In an essay for
Anchoring Truths, Michael Hayes argues that the textualism relied upon by originalist jurists is insufficient to reverse decades of progressive victories in the culture war. Instead, he posits that only natural law arguments that accurately account for human nature will be effective at advancing a true alternative view of the law and its relation to social mores. While originalism may succeed at deconstructing the quite shaky legal architecture which surrounds most of “substantive due process”, it does little to account for the problem of unenumerated rights, which while not appearing in the text of the Constitution are retained by the individual nonetheless. Only a proper conception of natural law can supply a vision to fill this gap.
Below are some excerpts. Read the whole article
here.
“All this is well and good. Originalism can thus be used to fight against unreasonable and innovative legal interpretations. But it cannot help us answer the ultimate question that the Court’s substantive due process precedents have raised. Namely, what purported individual rights, whether or not guaranteed by statutory or Constitutional language, does the government lack the power to restrict?
When we focus on this deeper question – what rights the individual retains against the state – we can see that the originalists’ attack on substantive due process is largely academic. As Justice Thomas has long recognized, the fact that a purported individual right cannot be found in the text of the Fourteenth Amendment’s due process clause does not mean that it does not exist. Perhaps these purported rights are protected by the original public meaning of the Fourteenth Amendment’s privileges and immunities clause, as he and others have suggested. But perhaps not. In any case, the fact that the Constitution is silent on a purported right does not mean that such a right does not exist, or that it can be infringed upon by the state.”

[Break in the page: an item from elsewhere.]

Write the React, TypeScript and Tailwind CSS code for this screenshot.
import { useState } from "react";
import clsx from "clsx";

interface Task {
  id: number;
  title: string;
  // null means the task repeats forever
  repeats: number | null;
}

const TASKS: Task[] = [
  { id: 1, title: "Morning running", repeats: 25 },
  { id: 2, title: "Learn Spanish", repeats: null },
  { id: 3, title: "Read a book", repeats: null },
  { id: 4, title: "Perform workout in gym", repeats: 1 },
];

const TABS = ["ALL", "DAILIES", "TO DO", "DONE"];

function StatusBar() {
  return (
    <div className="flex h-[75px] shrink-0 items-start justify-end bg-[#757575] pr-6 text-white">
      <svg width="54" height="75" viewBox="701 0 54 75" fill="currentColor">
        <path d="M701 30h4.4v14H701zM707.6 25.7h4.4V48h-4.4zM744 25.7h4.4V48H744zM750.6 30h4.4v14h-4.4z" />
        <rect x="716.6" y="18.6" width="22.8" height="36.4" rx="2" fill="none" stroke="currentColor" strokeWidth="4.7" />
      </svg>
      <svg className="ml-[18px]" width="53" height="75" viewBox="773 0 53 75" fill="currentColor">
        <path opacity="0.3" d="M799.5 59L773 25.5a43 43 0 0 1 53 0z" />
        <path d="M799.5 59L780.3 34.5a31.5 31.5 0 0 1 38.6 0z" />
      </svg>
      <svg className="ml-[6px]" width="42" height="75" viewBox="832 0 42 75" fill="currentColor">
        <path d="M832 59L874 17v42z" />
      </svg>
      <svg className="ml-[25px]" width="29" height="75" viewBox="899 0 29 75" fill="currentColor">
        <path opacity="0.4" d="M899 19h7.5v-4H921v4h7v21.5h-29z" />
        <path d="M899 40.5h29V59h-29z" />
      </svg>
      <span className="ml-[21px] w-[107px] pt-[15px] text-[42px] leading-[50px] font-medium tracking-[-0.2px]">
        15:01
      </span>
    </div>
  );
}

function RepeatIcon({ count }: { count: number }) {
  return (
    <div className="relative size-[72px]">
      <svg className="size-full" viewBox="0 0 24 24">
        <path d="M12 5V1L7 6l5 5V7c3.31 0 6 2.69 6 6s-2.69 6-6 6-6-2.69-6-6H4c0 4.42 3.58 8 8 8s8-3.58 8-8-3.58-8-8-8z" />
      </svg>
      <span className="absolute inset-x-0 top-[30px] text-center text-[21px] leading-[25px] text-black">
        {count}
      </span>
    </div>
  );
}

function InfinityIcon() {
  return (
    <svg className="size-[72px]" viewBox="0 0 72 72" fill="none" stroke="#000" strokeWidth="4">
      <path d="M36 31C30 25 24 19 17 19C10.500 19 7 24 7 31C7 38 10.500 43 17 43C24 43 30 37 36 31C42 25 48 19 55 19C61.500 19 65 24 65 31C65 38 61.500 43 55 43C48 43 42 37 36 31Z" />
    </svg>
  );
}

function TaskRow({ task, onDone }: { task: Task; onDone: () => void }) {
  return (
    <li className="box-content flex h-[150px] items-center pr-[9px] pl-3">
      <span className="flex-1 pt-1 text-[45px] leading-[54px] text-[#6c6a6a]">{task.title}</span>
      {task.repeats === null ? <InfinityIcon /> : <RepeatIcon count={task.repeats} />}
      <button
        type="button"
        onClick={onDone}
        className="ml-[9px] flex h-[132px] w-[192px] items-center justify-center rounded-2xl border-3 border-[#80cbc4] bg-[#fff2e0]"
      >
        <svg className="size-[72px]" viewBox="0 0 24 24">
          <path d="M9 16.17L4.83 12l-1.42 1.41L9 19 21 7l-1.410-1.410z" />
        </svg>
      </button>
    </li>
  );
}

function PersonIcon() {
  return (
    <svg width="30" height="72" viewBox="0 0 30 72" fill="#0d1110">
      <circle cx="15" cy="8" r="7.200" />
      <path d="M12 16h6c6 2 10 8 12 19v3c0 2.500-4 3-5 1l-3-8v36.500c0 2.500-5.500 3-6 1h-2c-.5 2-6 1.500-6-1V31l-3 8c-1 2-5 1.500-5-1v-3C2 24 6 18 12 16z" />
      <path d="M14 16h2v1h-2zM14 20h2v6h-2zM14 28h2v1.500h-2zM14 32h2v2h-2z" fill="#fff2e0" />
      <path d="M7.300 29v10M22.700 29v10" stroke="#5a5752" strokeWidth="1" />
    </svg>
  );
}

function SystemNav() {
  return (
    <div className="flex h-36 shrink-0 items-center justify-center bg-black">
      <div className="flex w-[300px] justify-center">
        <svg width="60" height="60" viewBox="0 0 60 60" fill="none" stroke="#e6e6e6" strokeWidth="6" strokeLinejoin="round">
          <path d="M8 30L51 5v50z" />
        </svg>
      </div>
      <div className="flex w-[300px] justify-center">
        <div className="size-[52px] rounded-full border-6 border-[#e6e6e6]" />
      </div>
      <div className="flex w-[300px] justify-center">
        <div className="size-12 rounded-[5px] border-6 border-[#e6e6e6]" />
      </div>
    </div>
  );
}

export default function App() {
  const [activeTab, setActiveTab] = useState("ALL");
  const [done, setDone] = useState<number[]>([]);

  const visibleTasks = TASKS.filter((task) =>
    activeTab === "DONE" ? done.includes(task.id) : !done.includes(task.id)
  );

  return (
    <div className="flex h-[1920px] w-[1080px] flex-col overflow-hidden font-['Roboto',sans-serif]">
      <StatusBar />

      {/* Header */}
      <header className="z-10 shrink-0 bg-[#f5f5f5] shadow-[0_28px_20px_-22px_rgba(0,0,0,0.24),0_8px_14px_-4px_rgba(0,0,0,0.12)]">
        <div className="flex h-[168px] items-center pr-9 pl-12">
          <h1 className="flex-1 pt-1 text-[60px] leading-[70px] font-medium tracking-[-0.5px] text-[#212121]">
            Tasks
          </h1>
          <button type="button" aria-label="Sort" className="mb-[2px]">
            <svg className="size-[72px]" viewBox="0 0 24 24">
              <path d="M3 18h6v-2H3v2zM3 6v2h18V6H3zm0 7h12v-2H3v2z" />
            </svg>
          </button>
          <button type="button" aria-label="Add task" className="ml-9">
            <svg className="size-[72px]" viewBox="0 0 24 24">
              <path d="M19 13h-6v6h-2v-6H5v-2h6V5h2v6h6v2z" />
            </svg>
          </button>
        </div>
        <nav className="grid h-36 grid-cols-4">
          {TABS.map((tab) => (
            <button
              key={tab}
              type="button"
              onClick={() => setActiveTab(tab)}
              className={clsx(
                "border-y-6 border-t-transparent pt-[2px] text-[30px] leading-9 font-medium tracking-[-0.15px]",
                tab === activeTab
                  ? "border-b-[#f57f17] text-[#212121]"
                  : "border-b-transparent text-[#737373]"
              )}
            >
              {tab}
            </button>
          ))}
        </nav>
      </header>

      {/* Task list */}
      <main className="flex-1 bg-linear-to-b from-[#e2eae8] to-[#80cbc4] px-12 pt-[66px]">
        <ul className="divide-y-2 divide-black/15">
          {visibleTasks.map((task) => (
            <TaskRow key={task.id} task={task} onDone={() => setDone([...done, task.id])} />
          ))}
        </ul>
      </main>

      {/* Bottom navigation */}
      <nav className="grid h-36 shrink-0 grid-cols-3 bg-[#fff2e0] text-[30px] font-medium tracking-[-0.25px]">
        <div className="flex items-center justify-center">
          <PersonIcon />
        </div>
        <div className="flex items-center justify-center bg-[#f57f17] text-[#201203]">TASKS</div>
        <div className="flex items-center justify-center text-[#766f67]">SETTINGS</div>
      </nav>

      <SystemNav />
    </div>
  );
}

“Unless we want to abandon the notion that courts can limit the state’s infringement upon natural rights (i.e., those not expressly protected by statutory or Constitutional language), we must begin to make moral arguments, based on natural law, to defend the rights we seek to protect. We must explain how these rights are based in human nature, which entails articulating and defending a true account of human nature, as opposed to its modern, secular counterfeits. Originalism can push back against faulty textual analysis, but it cannot explain what natural rights, if any, ought to be secured against government infringement.”